SOCIOLOGY OF
GLOBALIZATION (4)
ECONOMIC
GLOBALIZATION: COORPORATION
By : Peter Dicken
There’s a stereotype that many people believe, which that In this era people
are leaving in the world where global corporation is increasing, and it’s not
only in one’s country but also across the national boundaries, weakening the autonomy
and independence of a nation. But this stereotype is not true at all. In this
chapter the writer are going to summarize why the stereotype above are
misleading and trying to explain it in different chapter that contains of the scale and
geographical distribution of TNC’s in the global economy ; why and how
corporations engage in transnational activities ; the geographical embeddedness
of transnational corporations ; the ‘webs of enterprise’ manifested in
transnational production network ; the power relationships between TNC’s and
other actors in the global economy.
1. The Scale and Geographical Distribution of Transnational Corporations
In the 1914, many United States, United Kingdom
, and some European manufacturing company become highly transnationalized. From
that the past 50 years the number of TNC’s in the world economy has grown fast.

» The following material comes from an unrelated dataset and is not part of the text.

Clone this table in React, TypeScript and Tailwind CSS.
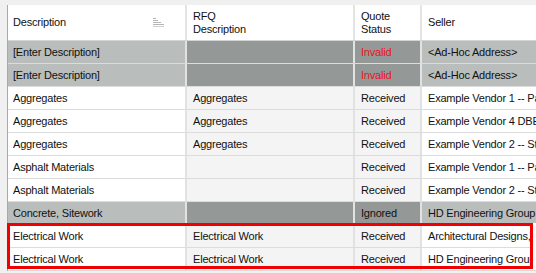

TNC itself stands for transnational corporation, which in the modern world
sometimes defined as ‘a firm which has the power to coordinate and control
operations in more than one country, even if it does not own them’. But this
data is hard to measure as it is involves a number of qualitative attributes. In
aggregate terms, TNC activity is measured using statistics on FDI (foreign
direct investment). The difference between ‘direct’ investment and ‘foreign’
investment is that ‘direct’ investment is an investment by one firm in another
with the intentions of gaining control over that firm’s. meanwhile ‘foreign’
direct investment is a direct investment that happens across the nation.
Why and how firms ‘transnationalize’
The motivations of firm to extend their
business reach can be categorized by 2 type which is ;
a.
Market-oriented
Investment :
The
reason why there are business firm to broad their market is because of the
market potential. The business firm might didn’t do well in their own country
(domestically) thus why they try to open their business across the national
border in order to get more potential consumers.
b.
Asset-oriented
Investment :
The geographical
unevenness of market is one of the main reason why business firm need to do a
transnational investment. And the second reason is the fact that they need to produce
and sell their products but the service merit is also unevenly distributed thus
why they have to do transnational investment.
There are 2 way a firm can develop its transnational activities, which
is by a ‘greenfield’ investment which is building a whole new facilities and
the other one is through engagement with other firm through merger acquisition
or some form of strategic collaboration.
2.
Geography
Matters; The Embeddedness of Transnational Corporations
Every business firm are produced with a very
complicated process of infusing the cognitive, cultural, social, politic and
economic characteristics of the national home base play a dominant part. Despite
the unquestioned geographical change of the world economy, pushed by the widen
activities of transnational corporations, we are still not witnessing the
merging of business-organizational forms towards a single ‘placeless’ type.
3.
‘Webs
of Enterprise’ : Transnational Production Networks
All business firms are formed with a highly
complex and dynamic networks of production, distribution and consumption and
coordinated mainly by a transnational corporation, therefore, like firms in
general, can be considered as ‘a dense network at the center of a web of
relationship’. But TNC are more difficult to coordinate and control than firms that
activities focused on a single national space. TNC required more up-to-date organizational
architecture. Many elements has been participating in the TNC’s organizational
architecture such as developments in transportation and communications
technologies, as well as in production process technology in order for TNC to be
able to differentiate it’s function well.
Transnational production networks organized the
regional scale (mainly Europe, North America and East Asia). TNC’s power are
based on their potential ability to take advantage of geographical differences
in the availability and cost of resources and in state policies and to switch
and re-switch operations between location. But there’s also a negative side of
this power, as it’s often caused some very shaky generalizations.